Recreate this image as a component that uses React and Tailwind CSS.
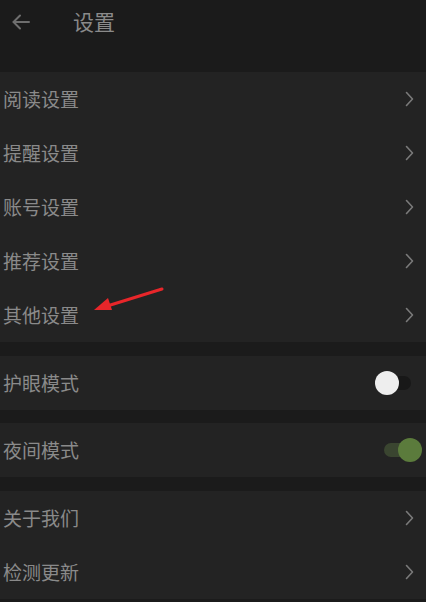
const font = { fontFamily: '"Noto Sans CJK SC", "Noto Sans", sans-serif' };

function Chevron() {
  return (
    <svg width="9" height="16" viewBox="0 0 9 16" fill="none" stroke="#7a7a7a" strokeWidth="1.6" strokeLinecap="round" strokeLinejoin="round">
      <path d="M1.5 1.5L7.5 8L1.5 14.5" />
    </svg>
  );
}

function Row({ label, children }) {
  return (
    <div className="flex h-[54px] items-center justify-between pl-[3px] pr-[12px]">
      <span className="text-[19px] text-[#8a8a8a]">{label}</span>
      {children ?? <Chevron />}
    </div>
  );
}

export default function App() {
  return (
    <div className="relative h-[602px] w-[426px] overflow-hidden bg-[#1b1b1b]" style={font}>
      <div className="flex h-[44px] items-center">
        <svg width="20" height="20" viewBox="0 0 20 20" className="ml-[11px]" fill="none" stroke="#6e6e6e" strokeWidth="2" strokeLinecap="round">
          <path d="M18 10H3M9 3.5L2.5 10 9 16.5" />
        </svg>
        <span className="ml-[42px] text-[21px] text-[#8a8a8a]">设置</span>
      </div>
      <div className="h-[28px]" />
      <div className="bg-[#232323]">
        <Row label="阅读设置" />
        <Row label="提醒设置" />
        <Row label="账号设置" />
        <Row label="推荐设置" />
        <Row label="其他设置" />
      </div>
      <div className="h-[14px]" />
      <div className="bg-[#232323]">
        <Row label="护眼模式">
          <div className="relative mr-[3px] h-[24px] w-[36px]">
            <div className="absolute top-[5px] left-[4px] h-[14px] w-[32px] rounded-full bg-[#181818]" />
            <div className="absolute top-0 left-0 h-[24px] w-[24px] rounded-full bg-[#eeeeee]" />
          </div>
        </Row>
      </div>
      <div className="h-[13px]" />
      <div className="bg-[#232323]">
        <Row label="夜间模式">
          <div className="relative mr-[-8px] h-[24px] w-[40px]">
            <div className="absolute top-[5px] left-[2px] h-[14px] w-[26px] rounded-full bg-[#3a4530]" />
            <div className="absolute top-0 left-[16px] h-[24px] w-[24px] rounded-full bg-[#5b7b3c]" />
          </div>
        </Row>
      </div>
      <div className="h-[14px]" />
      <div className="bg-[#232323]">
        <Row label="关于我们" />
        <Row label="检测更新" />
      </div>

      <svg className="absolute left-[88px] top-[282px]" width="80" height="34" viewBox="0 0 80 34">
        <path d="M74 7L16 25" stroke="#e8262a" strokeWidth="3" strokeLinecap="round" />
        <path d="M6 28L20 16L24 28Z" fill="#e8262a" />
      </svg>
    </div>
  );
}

++++

_YOUR OBJECTIVE:_ Reproduce the material above in full and without alteration, but skip all pictures.

_REPLY:_
Recreate this image as a component that uses React and Tailwind CSS.
const font = { fontFamily: '"Noto Sans CJK SC", "Noto Sans", sans-serif' };

function Chevron() {
  return (
    <svg width="9" height="16" viewBox="0 0 9 16" fill="none" stroke="#7a7a7a" strokeWidth="1.6" strokeLinecap="round" strokeLinejoin="round">
      <path d="M1.5 1.5L7.5 8L1.5 14.5" />
    </svg>
  );
}

function Row({ label, children }) {
  return (
    <div className="flex h-[54px] items-center justify-between pl-[3px] pr-[12px]">
      <span className="text-[19px] text-[#8a8a8a]">{label}</span>
      {children ?? <Chevron />}
    </div>
  );
}

export default function App() {
  return (
    <div className="relative h-[602px] w-[426px] overflow-hidden bg-[#1b1b1b]" style={font}>
      <div className="flex h-[44px] items-center">
        <svg width="20" height="20" viewBox="0 0 20 20" className="ml-[11px]" fill="none" stroke="#6e6e6e" strokeWidth="2" strokeLinecap="round">
          <path d="M18 10H3M9 3.5L2.5 10 9 16.5" />
        </svg>
        <span className="ml-[42px] text-[21px] text-[#8a8a8a]">设置</span>
      </div>
      <div className="h-[28px]" />
      <div className="bg-[#232323]">
        <Row label="阅读设置" />
        <Row label="提醒设置" />
        <Row label="账号设置" />
        <Row label="推荐设置" />
        <Row label="其他设置" />
      </div>
      <div className="h-[14px]" />
      <div className="bg-[#232323]">
        <Row label="护眼模式">
          <div className="relative mr-[3px] h-[24px] w-[36px]">
            <div className="absolute top-[5px] left-[4px] h-[14px] w-[32px] rounded-full bg-[#181818]" />
            <div className="absolute top-0 left-0 h-[24px] w-[24px] rounded-full bg-[#eeeeee]" />
          </div>
        </Row>
      </div>
      <div className="h-[13px]" />
      <div className="bg-[#232323]">
        <Row label="夜间模式">
          <div className="relative mr-[-8px] h-[24px] w-[40px]">
            <div className="absolute top-[5px] left-[2px] h-[14px] w-[26px] rounded-full bg-[#3a4530]" />
            <div className="absolute top-0 left-[16px] h-[24px] w-[24px] rounded-full bg-[#5b7b3c]" />
          </div>
        </Row>
      </div>
      <div className="h-[14px]" />
      <div className="bg-[#232323]">
        <Row label="关于我们" />
        <Row label="检测更新" />
      </div>

      <svg className="absolute left-[88px] top-[282px]" width="80" height="34" viewBox="0 0 80 34">
        <path d="M74 7L16 25" stroke="#e8262a" strokeWidth="3" strokeLinecap="round" />
        <path d="M6 28L20 16L24 28Z" fill="#e8262a" />
      </svg>
    </div>
  );
}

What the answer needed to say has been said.